- **TASK TO CARRY OUT**
Quote the lines exactly, starting with the line that contains "Reproduce this screenshot" and ending with the line that contains "const selected = 0", and leave out all other lines.

- **DATA SHOWN**

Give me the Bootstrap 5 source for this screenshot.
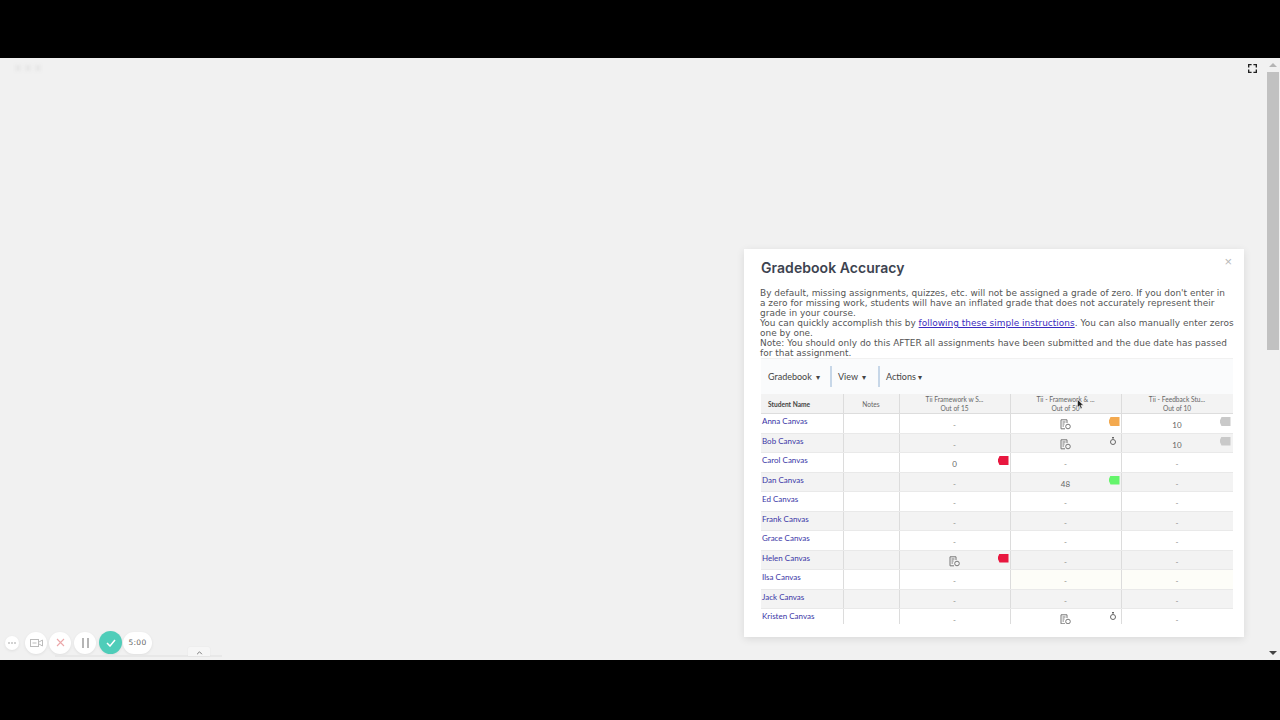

==

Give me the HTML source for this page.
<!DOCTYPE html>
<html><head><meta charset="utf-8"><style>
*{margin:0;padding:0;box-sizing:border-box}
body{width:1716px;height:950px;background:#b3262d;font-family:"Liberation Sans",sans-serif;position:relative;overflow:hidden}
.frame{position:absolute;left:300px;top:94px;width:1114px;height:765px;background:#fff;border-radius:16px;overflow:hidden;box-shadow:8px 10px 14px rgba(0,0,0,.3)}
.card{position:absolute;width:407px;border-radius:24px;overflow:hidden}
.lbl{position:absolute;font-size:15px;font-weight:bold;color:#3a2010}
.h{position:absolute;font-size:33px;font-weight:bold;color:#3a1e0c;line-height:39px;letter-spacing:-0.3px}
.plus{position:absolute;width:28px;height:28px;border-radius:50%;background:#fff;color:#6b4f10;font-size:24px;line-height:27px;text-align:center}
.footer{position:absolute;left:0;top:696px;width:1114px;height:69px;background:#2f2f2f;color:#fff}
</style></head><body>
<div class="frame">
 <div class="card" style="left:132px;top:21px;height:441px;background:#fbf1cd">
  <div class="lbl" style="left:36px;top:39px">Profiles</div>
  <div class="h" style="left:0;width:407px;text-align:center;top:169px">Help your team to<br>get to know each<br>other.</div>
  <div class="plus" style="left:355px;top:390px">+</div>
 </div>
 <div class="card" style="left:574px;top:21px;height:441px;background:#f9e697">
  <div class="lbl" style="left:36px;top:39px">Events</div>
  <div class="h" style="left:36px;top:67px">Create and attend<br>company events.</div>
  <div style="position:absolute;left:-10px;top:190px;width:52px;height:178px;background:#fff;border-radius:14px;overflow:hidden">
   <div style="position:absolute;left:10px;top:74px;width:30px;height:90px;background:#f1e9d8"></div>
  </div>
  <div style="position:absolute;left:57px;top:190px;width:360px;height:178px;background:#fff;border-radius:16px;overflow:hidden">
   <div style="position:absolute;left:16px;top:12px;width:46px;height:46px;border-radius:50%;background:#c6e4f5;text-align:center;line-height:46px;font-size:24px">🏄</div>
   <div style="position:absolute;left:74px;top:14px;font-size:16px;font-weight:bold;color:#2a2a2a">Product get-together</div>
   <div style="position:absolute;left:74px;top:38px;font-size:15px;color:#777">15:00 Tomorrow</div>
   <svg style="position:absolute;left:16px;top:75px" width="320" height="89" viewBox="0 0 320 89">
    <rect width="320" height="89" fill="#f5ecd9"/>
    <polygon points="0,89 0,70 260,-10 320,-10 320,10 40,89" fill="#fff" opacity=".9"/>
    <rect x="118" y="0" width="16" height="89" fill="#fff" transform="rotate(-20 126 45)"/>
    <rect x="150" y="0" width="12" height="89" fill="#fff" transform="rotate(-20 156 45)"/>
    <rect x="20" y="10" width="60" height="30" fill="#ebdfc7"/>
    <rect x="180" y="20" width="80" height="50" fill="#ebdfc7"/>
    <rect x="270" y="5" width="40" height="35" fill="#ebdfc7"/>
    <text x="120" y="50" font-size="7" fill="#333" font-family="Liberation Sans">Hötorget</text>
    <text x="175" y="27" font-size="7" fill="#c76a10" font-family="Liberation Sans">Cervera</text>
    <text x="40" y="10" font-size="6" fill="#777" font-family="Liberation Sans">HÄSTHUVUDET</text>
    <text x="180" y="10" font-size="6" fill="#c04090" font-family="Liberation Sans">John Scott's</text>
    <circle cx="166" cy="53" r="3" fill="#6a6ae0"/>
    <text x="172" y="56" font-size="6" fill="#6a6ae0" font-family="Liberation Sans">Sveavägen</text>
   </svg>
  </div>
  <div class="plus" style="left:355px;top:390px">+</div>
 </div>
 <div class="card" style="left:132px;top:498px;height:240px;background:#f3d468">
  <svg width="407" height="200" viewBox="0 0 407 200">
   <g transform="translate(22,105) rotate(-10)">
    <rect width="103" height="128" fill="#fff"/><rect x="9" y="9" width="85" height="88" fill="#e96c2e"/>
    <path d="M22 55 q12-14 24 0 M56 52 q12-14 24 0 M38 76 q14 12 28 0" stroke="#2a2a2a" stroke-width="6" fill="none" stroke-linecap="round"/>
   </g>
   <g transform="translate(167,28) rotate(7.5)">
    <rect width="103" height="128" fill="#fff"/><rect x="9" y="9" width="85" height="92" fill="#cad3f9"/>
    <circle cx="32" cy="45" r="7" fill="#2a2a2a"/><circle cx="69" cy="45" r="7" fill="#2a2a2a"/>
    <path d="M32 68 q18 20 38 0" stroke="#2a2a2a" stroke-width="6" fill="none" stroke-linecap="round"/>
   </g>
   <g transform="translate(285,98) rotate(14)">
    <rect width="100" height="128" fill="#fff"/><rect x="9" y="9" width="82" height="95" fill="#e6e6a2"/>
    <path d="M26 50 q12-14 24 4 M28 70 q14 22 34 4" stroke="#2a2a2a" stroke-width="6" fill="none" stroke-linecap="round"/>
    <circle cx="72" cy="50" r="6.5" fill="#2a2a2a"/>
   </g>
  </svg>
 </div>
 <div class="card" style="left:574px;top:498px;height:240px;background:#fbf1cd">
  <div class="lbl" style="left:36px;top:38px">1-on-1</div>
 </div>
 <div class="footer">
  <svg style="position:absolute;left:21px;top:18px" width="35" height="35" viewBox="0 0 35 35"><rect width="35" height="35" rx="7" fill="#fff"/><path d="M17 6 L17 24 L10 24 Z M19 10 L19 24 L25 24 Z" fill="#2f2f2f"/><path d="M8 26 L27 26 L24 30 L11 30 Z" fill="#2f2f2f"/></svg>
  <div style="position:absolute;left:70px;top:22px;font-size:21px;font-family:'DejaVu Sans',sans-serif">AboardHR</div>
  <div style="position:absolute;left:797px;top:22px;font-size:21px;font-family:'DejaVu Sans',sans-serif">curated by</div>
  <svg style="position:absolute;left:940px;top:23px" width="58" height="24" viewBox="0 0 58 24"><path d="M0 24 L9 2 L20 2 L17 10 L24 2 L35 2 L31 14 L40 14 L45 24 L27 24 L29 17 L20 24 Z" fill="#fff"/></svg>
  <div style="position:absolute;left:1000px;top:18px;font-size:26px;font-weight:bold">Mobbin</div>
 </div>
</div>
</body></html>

...

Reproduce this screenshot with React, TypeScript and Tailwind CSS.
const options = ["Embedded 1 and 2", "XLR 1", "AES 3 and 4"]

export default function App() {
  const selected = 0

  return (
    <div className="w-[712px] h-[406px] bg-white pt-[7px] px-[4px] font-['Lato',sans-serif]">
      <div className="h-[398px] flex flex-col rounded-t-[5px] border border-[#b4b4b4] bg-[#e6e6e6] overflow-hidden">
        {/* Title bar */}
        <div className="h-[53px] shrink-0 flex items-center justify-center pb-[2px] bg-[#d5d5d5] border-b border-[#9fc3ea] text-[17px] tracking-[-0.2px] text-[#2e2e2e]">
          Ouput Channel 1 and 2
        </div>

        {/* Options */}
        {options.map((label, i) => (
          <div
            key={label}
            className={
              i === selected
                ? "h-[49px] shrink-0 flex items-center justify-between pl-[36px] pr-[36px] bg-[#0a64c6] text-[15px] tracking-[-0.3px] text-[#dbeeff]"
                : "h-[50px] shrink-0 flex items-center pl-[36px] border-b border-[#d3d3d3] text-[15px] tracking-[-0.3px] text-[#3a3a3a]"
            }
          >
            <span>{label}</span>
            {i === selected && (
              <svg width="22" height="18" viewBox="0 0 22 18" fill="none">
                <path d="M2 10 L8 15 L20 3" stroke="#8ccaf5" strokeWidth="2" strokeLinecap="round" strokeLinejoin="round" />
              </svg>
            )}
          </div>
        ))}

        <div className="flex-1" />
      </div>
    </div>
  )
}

- **TASK RESPONSE**
Reproduce this screenshot with React, TypeScript and Tailwind CSS.
const options = ["Embedded 1 and 2", "XLR 1", "AES 3 and 4"]

export default function App() {
  const selected = 0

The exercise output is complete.